Node.js -- strong for real-time applications
Event-driven architecture handles concurrent connections efficiently
Wide WebSocket support for real-time communication
Rich set of video processing and API libraries
Good for applications with many lightweight connections
Python -- solid and developer-friendly
Strong frameworks like Django and Flask
Good libraries for data processing and system integration
Clear syntax reduces development bugs
May need optimization for high-concurrency scenarios
Choose based on your team's expertise. A technology your team knows well typically delivers faster development and fewer bugs than a theoretically superior option they're learning on the job.

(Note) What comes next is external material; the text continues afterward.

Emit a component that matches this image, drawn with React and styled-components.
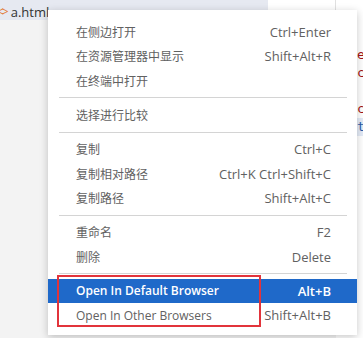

3.3. Video processing solutions
This is where most video chat apps succeed or fail. Video processing is complex, and building it from scratch usually produces poor performance and reliability.
Most video call applications are built on WebRTC, an open-source project maintained by Google, Mozilla, Opera, and others. It lets you build real-time communication software in your browser and is standardized at the W3C and IETF levels.
WebRTC -- the industry standard for browser-based communication. A peer-to-peer protocol that supports real-time video and audio.
Works directly in browsers without plugins
Handles complex networking challenges like NAT traversal
Adaptive bitrate streaming adjusts to network conditions
Requires expertise in networking and connection management
You can build on open-source WebRTC directly or use SDKs provided by third-party APIs like Agora, Twilio, and Vonage:
Proven infrastructure with global low-latency networks
SDKs for multiple platforms cut development time significantly
Enterprise-grade reliability and scalability
Ongoing costs and potential vendor lock-in to plan for
3.4. Database and storage
A solid database and efficient storage system underpin your video chat app. They manage users, sessions, messages, and media files while scaling as usage grows.
PostgreSQL or MySQL (relational databases) -- best for apps needing structured data with clear relationships. Well suited for most video chat applications. Offer strong data integrity, indexing, and querying.
MongoDB or Firebase (NoSQL databases) -- better for flexible data models or when speed and scalability take priority. Ideal for real-time messaging, session data, or storing JSON-like documents.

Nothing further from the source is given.